→ Task
Write out all lines holding the word "styles".

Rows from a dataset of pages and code
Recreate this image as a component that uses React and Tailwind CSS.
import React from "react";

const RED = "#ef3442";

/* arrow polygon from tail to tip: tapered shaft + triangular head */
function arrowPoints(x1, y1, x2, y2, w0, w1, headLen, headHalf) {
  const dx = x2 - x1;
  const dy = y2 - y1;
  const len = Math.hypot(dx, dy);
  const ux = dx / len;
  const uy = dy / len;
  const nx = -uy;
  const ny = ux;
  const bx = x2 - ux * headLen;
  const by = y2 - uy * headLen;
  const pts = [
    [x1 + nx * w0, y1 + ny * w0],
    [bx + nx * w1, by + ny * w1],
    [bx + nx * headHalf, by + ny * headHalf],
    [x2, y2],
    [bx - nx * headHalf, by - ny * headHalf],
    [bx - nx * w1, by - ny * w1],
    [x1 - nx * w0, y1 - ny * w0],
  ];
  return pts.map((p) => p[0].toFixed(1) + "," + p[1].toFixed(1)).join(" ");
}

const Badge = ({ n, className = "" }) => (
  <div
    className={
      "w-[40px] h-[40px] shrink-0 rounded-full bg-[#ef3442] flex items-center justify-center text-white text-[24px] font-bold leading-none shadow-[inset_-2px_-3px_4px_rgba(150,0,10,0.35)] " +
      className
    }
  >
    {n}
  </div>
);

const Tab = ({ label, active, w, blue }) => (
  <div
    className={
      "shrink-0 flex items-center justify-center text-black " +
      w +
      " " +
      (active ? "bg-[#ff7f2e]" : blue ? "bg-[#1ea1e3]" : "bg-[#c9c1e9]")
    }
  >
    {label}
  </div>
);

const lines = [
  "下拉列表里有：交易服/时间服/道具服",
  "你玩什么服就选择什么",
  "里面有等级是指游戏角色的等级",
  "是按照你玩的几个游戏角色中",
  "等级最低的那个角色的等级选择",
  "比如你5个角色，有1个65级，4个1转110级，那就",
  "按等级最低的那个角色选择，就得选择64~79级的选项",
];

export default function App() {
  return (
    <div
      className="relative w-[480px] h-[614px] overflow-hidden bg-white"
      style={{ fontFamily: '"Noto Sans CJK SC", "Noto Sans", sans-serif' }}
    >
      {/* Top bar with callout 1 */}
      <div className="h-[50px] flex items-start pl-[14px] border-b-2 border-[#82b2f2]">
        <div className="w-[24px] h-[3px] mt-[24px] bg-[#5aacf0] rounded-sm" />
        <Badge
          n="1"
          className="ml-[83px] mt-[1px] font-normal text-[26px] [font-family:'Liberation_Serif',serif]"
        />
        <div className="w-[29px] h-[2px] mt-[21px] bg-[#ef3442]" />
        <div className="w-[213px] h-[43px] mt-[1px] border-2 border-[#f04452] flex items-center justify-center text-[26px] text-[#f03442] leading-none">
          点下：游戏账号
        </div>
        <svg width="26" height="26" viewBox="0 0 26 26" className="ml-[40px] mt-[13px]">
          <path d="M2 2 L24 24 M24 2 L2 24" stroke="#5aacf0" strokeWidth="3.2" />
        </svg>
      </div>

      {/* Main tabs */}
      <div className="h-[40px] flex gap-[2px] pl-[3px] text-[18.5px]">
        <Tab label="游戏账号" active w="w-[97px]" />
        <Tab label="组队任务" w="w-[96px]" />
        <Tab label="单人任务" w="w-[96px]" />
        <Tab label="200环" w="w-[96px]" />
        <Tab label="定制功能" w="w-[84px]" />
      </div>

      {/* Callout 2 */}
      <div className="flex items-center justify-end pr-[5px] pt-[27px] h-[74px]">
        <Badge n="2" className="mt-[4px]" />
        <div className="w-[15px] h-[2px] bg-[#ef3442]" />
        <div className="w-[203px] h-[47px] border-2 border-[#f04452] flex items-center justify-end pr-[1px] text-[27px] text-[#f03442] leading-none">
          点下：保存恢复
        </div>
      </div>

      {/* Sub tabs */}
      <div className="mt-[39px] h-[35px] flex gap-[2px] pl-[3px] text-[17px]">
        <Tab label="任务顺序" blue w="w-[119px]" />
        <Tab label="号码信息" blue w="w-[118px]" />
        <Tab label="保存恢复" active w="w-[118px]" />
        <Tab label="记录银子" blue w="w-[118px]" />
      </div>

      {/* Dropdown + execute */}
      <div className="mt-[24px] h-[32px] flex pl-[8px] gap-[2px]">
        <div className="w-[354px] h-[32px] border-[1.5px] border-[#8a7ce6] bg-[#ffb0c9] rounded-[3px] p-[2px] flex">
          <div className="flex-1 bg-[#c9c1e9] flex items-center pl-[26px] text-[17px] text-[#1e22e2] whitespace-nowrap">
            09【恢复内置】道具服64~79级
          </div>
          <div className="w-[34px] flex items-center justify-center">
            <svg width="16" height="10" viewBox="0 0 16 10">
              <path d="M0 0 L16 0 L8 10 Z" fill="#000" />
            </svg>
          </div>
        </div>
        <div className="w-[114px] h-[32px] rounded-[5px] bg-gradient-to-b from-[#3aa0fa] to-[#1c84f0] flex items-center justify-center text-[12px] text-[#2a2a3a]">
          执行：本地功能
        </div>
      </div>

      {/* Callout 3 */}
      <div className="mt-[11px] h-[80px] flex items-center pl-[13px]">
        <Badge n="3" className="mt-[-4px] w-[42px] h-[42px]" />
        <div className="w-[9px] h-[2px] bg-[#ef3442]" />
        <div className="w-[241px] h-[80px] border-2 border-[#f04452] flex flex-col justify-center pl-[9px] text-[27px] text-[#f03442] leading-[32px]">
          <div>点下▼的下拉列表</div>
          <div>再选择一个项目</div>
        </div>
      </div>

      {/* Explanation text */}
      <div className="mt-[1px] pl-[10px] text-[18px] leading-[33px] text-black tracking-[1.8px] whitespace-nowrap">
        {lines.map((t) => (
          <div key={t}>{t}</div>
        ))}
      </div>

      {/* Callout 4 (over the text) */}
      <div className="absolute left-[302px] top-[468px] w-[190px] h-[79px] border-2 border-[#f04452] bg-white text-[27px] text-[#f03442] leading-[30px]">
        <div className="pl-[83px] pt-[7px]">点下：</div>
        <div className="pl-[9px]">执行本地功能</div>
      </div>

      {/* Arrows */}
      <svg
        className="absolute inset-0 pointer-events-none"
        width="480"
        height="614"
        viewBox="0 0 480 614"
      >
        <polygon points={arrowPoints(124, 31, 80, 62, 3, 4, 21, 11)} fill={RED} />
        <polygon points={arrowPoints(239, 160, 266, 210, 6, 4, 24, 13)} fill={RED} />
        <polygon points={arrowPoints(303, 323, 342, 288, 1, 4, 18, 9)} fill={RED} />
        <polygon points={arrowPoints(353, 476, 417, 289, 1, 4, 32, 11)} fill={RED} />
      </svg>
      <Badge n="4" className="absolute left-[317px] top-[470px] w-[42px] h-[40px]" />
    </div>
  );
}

* * *

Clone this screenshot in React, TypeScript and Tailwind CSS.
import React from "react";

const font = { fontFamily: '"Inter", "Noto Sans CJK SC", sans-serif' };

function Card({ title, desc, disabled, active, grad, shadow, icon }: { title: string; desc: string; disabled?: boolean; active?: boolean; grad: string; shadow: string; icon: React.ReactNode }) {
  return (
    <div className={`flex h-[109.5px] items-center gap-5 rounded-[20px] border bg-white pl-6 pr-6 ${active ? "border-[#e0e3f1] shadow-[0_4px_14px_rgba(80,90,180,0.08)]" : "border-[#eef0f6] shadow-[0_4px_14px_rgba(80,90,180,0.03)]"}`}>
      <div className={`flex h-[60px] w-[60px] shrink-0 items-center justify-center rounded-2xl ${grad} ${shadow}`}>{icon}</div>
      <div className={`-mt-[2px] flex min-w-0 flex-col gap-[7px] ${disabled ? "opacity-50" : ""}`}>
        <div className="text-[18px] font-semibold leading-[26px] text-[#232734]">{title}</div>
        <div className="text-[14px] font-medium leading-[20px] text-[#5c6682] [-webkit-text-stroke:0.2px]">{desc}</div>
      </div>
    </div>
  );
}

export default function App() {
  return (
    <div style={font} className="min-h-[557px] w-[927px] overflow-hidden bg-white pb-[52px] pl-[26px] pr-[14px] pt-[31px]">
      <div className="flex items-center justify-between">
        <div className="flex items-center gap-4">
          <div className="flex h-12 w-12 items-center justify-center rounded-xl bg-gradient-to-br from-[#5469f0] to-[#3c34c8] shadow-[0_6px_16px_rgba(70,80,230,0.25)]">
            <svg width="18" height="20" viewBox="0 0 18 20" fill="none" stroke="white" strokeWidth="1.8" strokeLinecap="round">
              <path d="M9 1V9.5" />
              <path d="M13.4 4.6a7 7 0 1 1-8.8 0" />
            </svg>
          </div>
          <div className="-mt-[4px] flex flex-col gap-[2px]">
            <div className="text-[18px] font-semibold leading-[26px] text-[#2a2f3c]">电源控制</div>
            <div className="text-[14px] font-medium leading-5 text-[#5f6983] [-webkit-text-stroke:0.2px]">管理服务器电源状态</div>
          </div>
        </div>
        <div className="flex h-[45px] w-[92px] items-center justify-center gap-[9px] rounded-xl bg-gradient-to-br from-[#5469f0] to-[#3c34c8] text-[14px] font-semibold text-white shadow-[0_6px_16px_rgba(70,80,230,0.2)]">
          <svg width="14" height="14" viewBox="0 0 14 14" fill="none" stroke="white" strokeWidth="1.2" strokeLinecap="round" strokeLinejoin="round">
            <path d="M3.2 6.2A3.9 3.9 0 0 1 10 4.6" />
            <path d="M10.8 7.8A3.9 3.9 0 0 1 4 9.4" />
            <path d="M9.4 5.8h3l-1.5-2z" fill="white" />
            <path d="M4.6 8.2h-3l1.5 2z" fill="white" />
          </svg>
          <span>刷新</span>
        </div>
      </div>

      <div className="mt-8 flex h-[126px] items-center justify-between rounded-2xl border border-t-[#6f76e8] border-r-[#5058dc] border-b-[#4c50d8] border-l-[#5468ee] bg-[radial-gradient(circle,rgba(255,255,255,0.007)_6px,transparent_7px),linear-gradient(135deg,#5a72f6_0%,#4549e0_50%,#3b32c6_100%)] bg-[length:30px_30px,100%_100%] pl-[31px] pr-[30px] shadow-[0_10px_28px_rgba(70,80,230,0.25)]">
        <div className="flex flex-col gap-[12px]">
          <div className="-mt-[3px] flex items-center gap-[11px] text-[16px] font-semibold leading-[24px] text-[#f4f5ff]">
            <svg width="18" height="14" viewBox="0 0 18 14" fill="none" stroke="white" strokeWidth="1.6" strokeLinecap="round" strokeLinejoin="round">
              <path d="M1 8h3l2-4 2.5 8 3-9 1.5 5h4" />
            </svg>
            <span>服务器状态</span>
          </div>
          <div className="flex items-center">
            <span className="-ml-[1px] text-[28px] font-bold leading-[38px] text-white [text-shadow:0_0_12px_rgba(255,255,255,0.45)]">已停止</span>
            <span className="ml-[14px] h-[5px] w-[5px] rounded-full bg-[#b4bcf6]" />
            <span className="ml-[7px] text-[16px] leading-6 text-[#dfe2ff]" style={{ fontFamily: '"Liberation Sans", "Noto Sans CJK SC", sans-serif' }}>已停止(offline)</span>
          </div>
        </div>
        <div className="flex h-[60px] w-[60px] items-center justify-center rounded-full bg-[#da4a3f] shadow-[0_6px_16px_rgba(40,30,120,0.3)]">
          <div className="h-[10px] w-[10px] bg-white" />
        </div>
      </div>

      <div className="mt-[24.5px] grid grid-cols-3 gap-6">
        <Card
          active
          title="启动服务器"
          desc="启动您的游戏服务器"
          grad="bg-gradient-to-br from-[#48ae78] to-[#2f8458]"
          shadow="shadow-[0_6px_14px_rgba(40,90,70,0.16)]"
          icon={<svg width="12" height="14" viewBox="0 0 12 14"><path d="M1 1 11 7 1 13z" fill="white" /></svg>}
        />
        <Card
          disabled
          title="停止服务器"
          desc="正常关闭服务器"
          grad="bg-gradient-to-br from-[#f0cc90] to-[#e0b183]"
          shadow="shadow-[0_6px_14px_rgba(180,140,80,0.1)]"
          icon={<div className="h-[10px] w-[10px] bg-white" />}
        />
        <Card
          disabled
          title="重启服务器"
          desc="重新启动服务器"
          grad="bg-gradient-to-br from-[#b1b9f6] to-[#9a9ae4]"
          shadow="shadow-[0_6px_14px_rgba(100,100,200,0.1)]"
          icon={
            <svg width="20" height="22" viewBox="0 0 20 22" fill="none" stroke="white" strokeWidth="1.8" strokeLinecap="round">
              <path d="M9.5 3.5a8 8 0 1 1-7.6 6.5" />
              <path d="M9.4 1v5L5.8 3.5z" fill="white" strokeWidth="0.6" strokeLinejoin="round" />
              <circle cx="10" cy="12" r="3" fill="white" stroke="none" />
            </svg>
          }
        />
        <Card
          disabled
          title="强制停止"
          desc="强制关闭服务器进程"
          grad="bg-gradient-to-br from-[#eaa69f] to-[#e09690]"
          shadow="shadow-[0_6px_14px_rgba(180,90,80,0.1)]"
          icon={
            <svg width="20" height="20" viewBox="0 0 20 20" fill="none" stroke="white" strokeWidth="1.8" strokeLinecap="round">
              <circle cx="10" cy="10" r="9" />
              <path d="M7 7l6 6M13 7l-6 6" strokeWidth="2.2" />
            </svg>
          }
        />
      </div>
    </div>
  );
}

---

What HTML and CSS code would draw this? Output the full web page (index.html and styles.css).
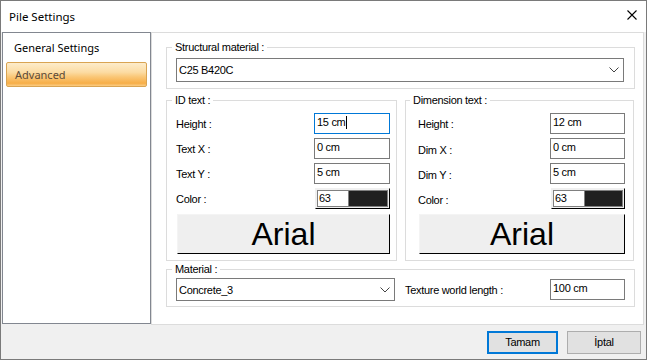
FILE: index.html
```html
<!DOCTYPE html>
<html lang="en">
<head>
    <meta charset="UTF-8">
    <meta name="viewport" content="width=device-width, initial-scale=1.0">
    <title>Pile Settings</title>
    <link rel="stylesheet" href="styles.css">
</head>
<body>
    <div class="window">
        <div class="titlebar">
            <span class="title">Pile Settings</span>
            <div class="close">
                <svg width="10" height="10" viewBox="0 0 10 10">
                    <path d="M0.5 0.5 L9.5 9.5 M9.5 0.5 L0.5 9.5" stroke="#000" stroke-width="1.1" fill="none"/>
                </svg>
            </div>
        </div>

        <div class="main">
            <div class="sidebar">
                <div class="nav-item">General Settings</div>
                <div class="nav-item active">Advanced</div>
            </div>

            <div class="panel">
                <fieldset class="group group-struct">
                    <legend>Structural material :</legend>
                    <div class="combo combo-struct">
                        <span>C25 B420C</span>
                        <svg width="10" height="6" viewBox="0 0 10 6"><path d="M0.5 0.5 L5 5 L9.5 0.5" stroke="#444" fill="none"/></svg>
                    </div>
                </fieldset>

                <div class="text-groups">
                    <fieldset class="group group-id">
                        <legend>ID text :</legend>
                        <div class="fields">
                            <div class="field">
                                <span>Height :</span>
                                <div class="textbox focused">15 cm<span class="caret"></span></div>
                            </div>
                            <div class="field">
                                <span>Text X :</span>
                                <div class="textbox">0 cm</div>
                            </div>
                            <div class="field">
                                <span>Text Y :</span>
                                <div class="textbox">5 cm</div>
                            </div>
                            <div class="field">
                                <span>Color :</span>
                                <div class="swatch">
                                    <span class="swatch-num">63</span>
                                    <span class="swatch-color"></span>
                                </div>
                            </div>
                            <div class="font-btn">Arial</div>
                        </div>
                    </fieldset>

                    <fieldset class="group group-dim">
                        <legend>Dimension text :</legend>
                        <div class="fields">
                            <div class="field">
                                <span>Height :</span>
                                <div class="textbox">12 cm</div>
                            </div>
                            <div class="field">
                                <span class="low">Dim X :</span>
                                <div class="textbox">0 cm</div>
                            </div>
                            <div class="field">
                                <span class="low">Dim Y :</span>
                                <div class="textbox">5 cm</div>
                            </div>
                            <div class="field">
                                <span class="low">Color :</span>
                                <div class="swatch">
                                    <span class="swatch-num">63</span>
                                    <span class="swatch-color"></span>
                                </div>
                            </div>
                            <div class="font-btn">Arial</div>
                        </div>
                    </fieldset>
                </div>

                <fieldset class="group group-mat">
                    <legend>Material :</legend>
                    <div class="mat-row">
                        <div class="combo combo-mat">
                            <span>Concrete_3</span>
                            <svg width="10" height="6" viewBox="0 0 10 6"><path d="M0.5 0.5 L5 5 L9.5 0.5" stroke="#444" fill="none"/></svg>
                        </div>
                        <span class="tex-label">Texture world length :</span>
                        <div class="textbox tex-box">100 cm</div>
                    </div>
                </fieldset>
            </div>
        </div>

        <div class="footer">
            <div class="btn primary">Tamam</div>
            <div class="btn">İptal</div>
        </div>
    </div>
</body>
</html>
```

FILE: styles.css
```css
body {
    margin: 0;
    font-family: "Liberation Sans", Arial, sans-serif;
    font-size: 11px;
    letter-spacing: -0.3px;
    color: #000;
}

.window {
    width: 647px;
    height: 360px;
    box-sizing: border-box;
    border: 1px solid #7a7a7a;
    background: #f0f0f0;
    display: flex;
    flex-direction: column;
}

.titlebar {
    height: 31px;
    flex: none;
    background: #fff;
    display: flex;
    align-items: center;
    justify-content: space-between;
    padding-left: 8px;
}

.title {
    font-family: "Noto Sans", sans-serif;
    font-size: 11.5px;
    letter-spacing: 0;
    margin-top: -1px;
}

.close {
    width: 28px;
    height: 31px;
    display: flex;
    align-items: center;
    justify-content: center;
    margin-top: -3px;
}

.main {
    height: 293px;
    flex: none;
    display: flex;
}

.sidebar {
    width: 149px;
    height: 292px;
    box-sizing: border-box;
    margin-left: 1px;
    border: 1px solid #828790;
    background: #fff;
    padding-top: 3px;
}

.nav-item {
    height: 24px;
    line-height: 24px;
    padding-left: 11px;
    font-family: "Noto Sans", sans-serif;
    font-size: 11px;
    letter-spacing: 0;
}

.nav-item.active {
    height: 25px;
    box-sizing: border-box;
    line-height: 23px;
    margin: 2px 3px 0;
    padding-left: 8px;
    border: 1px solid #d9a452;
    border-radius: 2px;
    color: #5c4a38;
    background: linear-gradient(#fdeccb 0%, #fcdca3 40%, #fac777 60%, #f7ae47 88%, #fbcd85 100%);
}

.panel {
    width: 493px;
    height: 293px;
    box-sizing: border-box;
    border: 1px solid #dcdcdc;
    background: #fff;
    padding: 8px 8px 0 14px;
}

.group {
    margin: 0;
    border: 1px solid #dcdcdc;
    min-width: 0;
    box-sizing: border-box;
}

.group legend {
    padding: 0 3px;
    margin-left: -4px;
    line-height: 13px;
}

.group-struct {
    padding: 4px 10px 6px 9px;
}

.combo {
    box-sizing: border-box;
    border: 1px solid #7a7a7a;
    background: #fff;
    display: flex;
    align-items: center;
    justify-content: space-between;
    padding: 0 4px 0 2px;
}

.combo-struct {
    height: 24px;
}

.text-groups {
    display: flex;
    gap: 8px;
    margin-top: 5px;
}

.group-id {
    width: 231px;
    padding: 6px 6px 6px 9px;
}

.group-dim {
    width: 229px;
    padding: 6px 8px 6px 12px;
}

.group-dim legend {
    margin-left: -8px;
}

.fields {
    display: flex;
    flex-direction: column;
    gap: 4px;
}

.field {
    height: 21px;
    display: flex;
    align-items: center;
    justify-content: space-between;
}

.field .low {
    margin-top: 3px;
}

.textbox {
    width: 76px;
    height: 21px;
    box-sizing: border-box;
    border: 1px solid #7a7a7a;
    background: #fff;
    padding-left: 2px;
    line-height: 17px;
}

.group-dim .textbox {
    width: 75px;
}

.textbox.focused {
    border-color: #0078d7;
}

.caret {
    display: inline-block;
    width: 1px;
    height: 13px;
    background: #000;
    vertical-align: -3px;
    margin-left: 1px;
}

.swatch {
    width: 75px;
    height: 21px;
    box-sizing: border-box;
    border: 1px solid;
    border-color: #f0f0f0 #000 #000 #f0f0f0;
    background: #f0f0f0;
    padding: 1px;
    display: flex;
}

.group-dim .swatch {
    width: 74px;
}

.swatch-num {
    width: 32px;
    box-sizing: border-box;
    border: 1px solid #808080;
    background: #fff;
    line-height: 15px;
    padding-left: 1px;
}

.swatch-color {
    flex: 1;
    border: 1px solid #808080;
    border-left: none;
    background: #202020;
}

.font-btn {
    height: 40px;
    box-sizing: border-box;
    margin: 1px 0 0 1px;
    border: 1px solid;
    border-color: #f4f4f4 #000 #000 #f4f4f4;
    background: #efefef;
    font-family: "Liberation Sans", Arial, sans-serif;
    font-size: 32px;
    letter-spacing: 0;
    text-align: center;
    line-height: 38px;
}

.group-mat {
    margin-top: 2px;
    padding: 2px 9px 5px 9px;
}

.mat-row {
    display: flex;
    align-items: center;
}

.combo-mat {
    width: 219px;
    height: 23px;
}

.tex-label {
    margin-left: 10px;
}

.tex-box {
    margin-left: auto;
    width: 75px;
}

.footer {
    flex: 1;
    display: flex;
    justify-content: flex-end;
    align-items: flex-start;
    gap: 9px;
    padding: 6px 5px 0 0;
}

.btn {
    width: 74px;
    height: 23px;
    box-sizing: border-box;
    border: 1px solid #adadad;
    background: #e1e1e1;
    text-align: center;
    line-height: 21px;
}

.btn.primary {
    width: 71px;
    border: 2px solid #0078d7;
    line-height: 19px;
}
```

→ The output
What HTML and CSS code would draw this? Output the full web page (index.html and styles.css).
    <link rel="stylesheet" href="styles.css">
FILE: styles.css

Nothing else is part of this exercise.